Hybrid Superconductor-semiconductor Nanowire Research Articles

Closing of the induced gap in a hybrid superconductor-semiconductor nanowire

Hybrid superconductor-semiconductor nanowires are predicted to undergo a field-induced phase transition from a trivial to a topological superconductor, marked by the closure and re-opening of the excitation gap, followed by the emergence of Majorana bound states at the nanowire ends. Many local density-of-states measurements have reported signatures of the topological phase, however this interpretation has been challenged by alternative explanations.
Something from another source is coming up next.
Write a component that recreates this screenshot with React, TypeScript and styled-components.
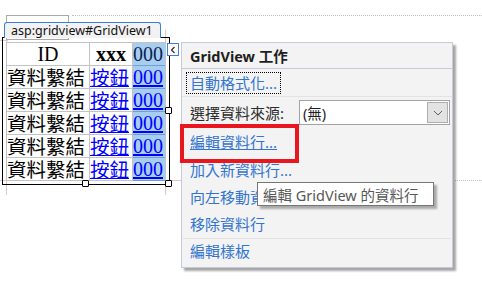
import styled, { createGlobalStyle } from "styled-components";

const GlobalStyle = createGlobalStyle`
  html, body {
    margin: 0;
    padding: 0;
    background: #ffffff;
  }
  body {
    font-family: "Noto Sans", "Noto Sans CJK TC", sans-serif;
  }
`;

const Canvas = styled.div`
  position: relative;
  width: 482px;
  height: 282px;
  overflow: hidden;
  padding-top: 37px;
  box-sizing: border-box;
  background: #ffffff;
`;

const TopGuide = styled.div`
  position: absolute;
  top: 15px;
  left: 6px;
  right: 0;
  display: flex;
  align-items: flex-start;
`;

const Placeholder = styled.div`
  width: 61px;
  height: 23px;
  border: 1px solid #a9a9a9;
  background: #ffffff;
`;

const DottedLine = styled.div`
  flex: 1;
  margin-left: 3px;
  border-top: 1px dotted #bdbdbd;
`;

const Guide = styled.div<{ $vertical?: boolean }>`
  position: absolute;
  background: #e2c6cc;
  ${(p) => (p.$vertical ? "width: 1px;" : "height: 1px;")}
`;

const GuideDots = styled.div`
  position: absolute;
  height: 0;
  border-top: 1px dotted #c4c4c4;
`;

const Stage = styled.div`
  position: relative;
  display: flex;
  align-items: flex-start;
  padding-left: 2px;
  gap: 11px;
`;

const ControlArea = styled.div`
  position: relative;
  width: 168px;
  border: 1px solid #000000;
  padding: 4px 3px 3px 3px;
  box-sizing: border-box;
`;

const Tab = styled.div`
  position: absolute;
  left: 1px;
  top: -16px;
  width: 157px;
  height: 16px;
  box-sizing: border-box;
  border: 1px solid #3b7fd8;
  border-bottom: none;
  border-radius: 3px 3px 0 0;
  background: #f2f2f2;
  color: #111111;
  font-family: "Noto Sans", sans-serif;
  font-size: 12.5px;
  line-height: 15px;
  padding-left: 6px;
  white-space: nowrap;
`;

const Grid = styled.div`
  display: grid;
  grid-template-columns: 82px 42px 32px;
  grid-auto-rows: 22px;
  gap: 1px;
  padding: 1px;
  width: 160px;
  box-sizing: border-box;
  background: #c3c3c3;
`;

const Cell = styled.div<{ $selected?: boolean; $center?: boolean }>`
  background: ${(p) => (p.$selected ? "#a7cdf1" : "#ffffff")};
  box-shadow: ${(p) => (p.$selected ? "0 1px 0 #6f9fd3" : "none")};
  display: flex;
  align-items: center;
  justify-content: ${(p) => (p.$center ? "center" : "flex-start")};
  white-space: nowrap;
  height: 22px;
`;

const SerifText = styled.span<{ $bold?: boolean; $color?: string }>`
  display: block;
  font-family: "Liberation Serif", serif;
  font-size: 20px;
  line-height: 22px;
  font-weight: ${(p) => (p.$bold ? 700 : 400)};
  color: ${(p) => p.$color || "#000000"};
`;

const CjkText = styled.span`
  display: block;
  font-family: "Noto Sans CJK TC", sans-serif;
  font-size: 19.5px;
  line-height: 22px;
  height: 22px;
  color: #000000;
`;

const CellLink = styled.span<{ $cjk?: boolean }>`
  display: block;
  font-family: ${(p) =>
    p.$cjk ? `"Noto Sans CJK TC", sans-serif` : `"Liberation Serif", serif`};
  font-size: ${(p) => (p.$cjk ? "19.5px" : "20px")};
  line-height: 22px;
  height: 22px;
  color: #0000ff;
  text-decoration: underline;
`;

const Handle = styled.div<{ $x: string; $y: string }>`
  position: absolute;
  left: ${(p) => p.$x};
  top: ${(p) => p.$y};
  width: 7px;
  height: 7px;
  margin: -4px 0 0 -4px;
  box-sizing: border-box;
  border: 1px solid #000000;
  border-radius: 1px;
  background: #ffffff;
`;

const CollapseButton = styled.div`
  position: absolute;
  left: 164px;
  top: 5px;
  width: 12px;
  height: 13px;
  box-sizing: border-box;
  border: 1px solid #3b7fd8;
  background: #ffffff;
  display: flex;
  align-items: center;
  justify-content: center;
`;

const Panel = styled.div`
  position: relative;
  margin-top: 5px;
  width: 272px;
  height: 226px;
  box-sizing: border-box;
  border: 1px solid #c8c8da;
  background: #f3f3f3;
  box-shadow: 3px 3px 2px rgba(0, 0, 0, 0.35);
  display: flex;
  flex-direction: column;
`;

const PanelHeader = styled.div`
  height: 25px;
  border-bottom: 1px solid #c8c8da;
  padding-left: 8px;
  display: flex;
  align-items: center;
  font-size: 14.5px;
  font-weight: 700;
  color: #1e1e1e;
`;

const PanelBody = styled.div`
  display: flex;
  flex-direction: column;
`;

const FocusRow = styled.div`
  height: 27px;
  display: flex;
  align-items: center;
  padding-left: 4px;
  border-bottom: 1px solid #e3e3e3;
`;

const FocusBox = styled.div`
  height: 20px;
  padding: 0 3px;
  border: 1px dotted #000000;
  display: flex;
  align-items: center;
`;

const ActionLink = styled.span<{ $underline?: boolean }>`
  font-size: 15px;
  line-height: 18px;
  color: #3274cf;
  text-decoration: ${(p) => (p.$underline ? "underline" : "none")};
  white-space: nowrap;
`;

const SourceRow = styled.div`
  height: 31px;
  display: flex;
  align-items: center;
  padding: 0 2px 0 8px;
`;

const Label = styled.span`
  font-size: 15px;
  line-height: 18px;
  color: #2b2b2b;
  white-space: nowrap;
`;

const Select = styled.div`
  margin-left: auto;
  width: 151px;
  height: 25px;
  box-sizing: border-box;
  border: 1px solid #a3a3a3;
  background: #ffffff;
  display: flex;
  align-items: center;
  justify-content: space-between;
  padding: 1px 1px 1px 3px;
  font-size: 14.5px;
  color: #1e1e1e;
`;

const SelectButton = styled.div`
  width: 21px;
  height: 21px;
  box-sizing: border-box;
  border: 1px solid #adadad;
  background: #e3e3e3;
  display: flex;
  align-items: center;
  justify-content: center;
`;

const ItemRow = styled.div<{ $h: number }>`
  height: ${(p) => p.$h}px;
  display: flex;
  align-items: center;
  padding-left: 8px;
`;

const Divider = styled.div`
  height: 1px;
  margin: 0 1px;
  background: #e2e2e2;
`;

const Highlight = styled.div`
  position: absolute;
  left: -2px;
  top: 81px;
  width: 119px;
  height: 39px;
  box-sizing: border-box;
  border: 4px solid #e8161f;
`;

const Tooltip = styled.div`
  position: absolute;
  left: 75px;
  top: 139px;
  width: 177px;
  height: 24px;
  box-sizing: border-box;
  border: 1px solid #767676;
  background: #ffffff;
  box-shadow: 3px 3px 2px rgba(0, 0, 0, 0.3);
  padding-left: 5px;
  display: flex;
  align-items: center;
  font-size: 14.5px;
  color: #575757;
  white-space: nowrap;
`;

const rows = [1, 2, 3, 4, 5];

export default function App() {
  return (
    <Canvas>
      <GlobalStyle />
      <TopGuide>
        <Placeholder />
        <DottedLine />
      </TopGuide>
      <Guide style={{ left: 0, top: 40, width: 8 }} />
      <Guide style={{ left: 0, top: 180, width: 182 }} />
      <GuideDots style={{ left: 455, top: 180, width: 27 }} />
      <Guide $vertical style={{ left: 6, top: 40, height: 155 }} />
      <Guide $vertical style={{ left: 165, top: 29, height: 166 }} />

      <Stage>
        <ControlArea>
          <Tab>asp:gridview#GridView1</Tab>
          <Grid>
            <Cell $center>
              <SerifText>ID</SerifText>
            </Cell>
            <Cell $center>
              <SerifText $bold>xxx</SerifText>
            </Cell>
            <Cell $selected>
              <SerifText $color="#0b2350">000</SerifText>
            </Cell>
            {rows.map((r) => [
              <Cell key={`a${r}`}>
                <CjkText>資料繫結</CjkText>
              </Cell>,
              <Cell key={`b${r}`}>
                <CellLink $cjk>按鈕</CellLink>
              </Cell>,
              <Cell key={`c${r}`} $selected>
                <CellLink>000</CellLink>
              </Cell>,
            ])}
          </Grid>
          <Handle $x="100%" $y="50%" />
          <Handle $x="50%" $y="100%" />
          <Handle $x="100%" $y="100%" />
          <CollapseButton>
            <svg width="6" height="8" viewBox="0 0 6 8">
              <polyline
                points="4.5,1 1.5,4 4.5,7"
                fill="none"
                stroke="#2b2b2b"
                strokeWidth="1.2"
              />
            </svg>
          </CollapseButton>
        </ControlArea>

        <Panel>
          <PanelHeader>GridView 工作</PanelHeader>
          <PanelBody>
            <FocusRow>
              <FocusBox>
                <ActionLink>自動格式化...</ActionLink>
              </FocusBox>
            </FocusRow>
            <SourceRow>
              <Label>選擇資料來源:</Label>
              <Select>
                <span>(無)</span>
                <SelectButton>
                  <svg width="10" height="6" viewBox="0 0 10 6">
                    <polyline
                      points="1,1 5,5 9,1"
                      fill="none"
                      stroke="#606060"
                      strokeWidth="1"
                    />
                  </svg>
                </SelectButton>
              </Select>
            </SourceRow>
            <ItemRow $h={28}>
              <ActionLink $underline>編輯資料行...</ActionLink>
            </ItemRow>
            <ItemRow $h={27}>
              <ActionLink>加入新資料行...</ActionLink>
            </ItemRow>
            <ItemRow $h={27}>
              <ActionLink>向左移動資料行</ActionLink>
            </ItemRow>
            <ItemRow $h={28}>
              <ActionLink>移除資料行</ActionLink>
            </ItemRow>
            <Divider />
            <ItemRow $h={24}>
              <ActionLink>編輯樣板</ActionLink>
            </ItemRow>
          </PanelBody>
          <Highlight />
          <Tooltip>編輯 GridView 的資料行</Tooltip>
        </Panel>
      </Stage>
    </Canvas>
  );
}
Here, by measuring nonlocal conductance, we identify the closure of the excitation gap in the bulk of the semiconductor before the emergence of zero-bias peaks. This observation is inconsistent with scenarios where zero-bias peaks occur due to end-states with a trivially gapped bulk, which have been extensively considered in the theoretical and experimental literature. We observe that after the gap closes, nonlocal signals fluctuate strongly and persist irrespective of the presence of local-conductance zero-bias peaks. Thus, our observations are also incompatible with a simple picture of clean topological superconductivity. This work presents a new experimental approach for probing the spatial extent of states in Majorana wires, and reveals the presence of a regime with a continuum of spatially extended states and uncorrelated zero-bias peaks.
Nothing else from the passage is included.